(Front-end source files)
## begin
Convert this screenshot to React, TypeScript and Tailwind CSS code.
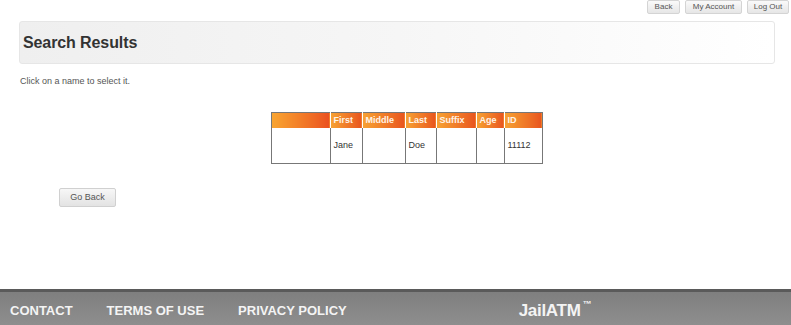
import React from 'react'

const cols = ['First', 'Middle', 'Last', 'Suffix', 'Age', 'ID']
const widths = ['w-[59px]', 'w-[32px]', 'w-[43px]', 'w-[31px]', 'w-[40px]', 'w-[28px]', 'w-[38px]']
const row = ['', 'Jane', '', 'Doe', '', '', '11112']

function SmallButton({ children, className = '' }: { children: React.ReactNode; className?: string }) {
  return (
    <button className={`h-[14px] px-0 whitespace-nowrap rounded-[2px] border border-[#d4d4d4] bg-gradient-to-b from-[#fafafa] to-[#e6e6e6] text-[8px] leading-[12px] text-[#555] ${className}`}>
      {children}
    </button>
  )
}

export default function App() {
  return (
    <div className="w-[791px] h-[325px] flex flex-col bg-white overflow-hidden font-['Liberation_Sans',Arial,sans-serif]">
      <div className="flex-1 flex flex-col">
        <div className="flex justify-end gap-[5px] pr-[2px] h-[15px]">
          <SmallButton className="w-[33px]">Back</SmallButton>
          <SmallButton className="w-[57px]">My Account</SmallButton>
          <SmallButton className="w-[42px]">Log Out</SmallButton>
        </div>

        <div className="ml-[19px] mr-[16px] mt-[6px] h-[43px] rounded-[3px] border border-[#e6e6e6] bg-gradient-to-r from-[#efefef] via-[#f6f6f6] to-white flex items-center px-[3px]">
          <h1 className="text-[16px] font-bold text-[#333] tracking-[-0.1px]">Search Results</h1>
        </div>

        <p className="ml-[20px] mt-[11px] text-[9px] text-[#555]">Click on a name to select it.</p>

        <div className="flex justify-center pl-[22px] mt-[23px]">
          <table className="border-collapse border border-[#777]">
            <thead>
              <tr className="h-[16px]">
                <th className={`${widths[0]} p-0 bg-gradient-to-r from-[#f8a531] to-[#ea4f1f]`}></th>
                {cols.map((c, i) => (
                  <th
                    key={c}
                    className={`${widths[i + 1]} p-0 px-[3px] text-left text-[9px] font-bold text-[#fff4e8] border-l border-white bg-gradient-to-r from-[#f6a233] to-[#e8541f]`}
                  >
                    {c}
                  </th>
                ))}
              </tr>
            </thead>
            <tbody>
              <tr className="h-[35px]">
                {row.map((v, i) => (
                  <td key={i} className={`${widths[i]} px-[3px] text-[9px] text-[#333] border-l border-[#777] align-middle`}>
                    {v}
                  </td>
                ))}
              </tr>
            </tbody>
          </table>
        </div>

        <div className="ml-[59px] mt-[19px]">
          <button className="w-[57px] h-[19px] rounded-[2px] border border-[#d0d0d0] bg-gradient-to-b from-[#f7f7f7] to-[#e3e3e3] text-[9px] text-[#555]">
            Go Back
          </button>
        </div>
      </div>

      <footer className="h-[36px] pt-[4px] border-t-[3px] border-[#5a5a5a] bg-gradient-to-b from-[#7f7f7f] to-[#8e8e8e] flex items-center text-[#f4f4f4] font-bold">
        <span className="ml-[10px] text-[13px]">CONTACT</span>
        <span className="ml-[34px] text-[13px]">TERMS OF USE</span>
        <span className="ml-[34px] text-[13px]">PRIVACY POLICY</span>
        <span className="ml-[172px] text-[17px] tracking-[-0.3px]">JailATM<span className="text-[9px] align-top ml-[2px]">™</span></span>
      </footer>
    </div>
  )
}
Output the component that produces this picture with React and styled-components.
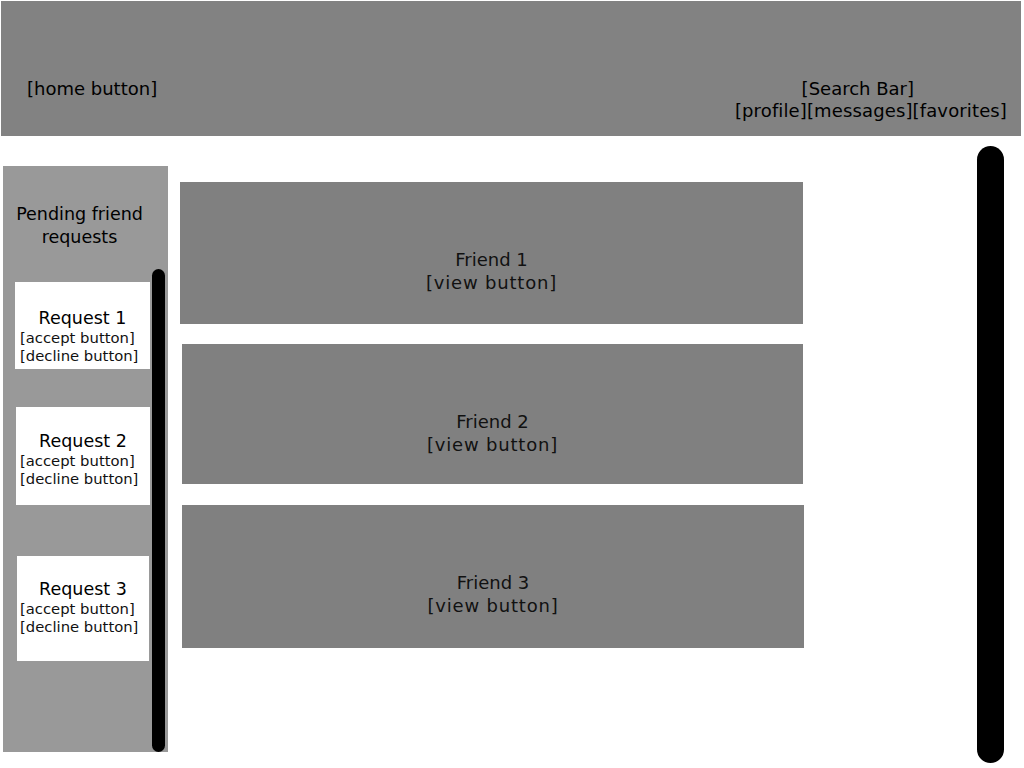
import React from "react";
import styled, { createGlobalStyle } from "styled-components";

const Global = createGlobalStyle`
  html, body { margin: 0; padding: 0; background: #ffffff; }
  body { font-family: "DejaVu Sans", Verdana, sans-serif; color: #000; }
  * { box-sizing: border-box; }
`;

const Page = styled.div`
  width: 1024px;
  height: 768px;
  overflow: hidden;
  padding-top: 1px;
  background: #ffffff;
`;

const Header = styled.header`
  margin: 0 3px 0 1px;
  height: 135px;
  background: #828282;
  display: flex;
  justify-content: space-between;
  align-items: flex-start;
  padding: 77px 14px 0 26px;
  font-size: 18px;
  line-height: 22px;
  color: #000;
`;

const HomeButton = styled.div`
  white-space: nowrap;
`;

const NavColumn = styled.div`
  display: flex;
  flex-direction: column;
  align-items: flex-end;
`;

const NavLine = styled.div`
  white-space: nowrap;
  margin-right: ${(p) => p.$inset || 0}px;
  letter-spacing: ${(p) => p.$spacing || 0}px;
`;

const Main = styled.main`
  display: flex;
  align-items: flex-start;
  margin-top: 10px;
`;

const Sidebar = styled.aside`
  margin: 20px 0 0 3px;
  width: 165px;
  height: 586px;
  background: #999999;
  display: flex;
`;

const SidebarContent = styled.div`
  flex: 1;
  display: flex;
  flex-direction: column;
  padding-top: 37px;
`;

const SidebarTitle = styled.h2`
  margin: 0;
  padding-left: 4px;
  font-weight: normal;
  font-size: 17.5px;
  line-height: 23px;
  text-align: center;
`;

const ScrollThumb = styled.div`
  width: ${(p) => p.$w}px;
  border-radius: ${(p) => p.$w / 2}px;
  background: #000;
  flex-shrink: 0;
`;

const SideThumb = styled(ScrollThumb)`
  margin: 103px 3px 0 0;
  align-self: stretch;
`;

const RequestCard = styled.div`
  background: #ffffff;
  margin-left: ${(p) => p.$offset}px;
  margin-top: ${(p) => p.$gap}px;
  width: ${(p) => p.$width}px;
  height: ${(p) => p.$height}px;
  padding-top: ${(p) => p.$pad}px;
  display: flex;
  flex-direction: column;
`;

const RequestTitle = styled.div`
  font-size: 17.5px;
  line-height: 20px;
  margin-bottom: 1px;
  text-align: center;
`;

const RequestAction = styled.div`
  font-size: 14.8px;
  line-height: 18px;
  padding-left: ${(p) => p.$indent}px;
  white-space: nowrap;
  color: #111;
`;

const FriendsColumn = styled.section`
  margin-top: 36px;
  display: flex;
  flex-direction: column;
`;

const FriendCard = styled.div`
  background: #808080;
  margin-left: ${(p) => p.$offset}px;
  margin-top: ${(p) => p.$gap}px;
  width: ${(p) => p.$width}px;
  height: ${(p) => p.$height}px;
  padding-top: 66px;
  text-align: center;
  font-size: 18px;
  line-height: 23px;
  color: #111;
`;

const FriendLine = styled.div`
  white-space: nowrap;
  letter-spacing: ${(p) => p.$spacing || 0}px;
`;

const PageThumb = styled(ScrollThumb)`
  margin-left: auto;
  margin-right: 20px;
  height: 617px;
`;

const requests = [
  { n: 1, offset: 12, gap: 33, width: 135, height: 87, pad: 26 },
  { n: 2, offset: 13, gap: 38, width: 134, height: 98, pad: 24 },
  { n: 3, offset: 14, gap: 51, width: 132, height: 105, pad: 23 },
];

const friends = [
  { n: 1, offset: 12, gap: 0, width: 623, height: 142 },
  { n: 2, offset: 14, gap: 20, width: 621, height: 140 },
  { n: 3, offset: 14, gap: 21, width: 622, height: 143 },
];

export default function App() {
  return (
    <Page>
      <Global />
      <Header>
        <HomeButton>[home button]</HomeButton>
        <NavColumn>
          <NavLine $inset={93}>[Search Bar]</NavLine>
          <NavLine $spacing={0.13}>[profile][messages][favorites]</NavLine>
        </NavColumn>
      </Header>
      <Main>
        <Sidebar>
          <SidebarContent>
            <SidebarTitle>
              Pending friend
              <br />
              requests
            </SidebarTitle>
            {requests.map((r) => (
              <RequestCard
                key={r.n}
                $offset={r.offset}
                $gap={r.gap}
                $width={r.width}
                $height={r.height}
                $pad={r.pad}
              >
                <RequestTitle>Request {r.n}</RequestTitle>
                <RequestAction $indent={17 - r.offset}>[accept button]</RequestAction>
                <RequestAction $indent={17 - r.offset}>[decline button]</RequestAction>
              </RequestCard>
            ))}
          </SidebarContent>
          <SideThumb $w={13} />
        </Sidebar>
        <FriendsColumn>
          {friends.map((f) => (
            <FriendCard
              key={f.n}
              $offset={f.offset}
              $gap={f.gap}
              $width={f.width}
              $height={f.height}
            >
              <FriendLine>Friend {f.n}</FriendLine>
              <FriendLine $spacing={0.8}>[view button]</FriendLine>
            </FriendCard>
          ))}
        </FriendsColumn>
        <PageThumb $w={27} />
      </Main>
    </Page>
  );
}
## end
=== Problem description ===
Please give again the entries word for word, starting at the first line and ending with the line that contains "import React from 'react'"; include both of those lines but none of the pictures.

=== Exercise result ===
Convert this screenshot to React, TypeScript and Tailwind CSS code.
import React from 'react'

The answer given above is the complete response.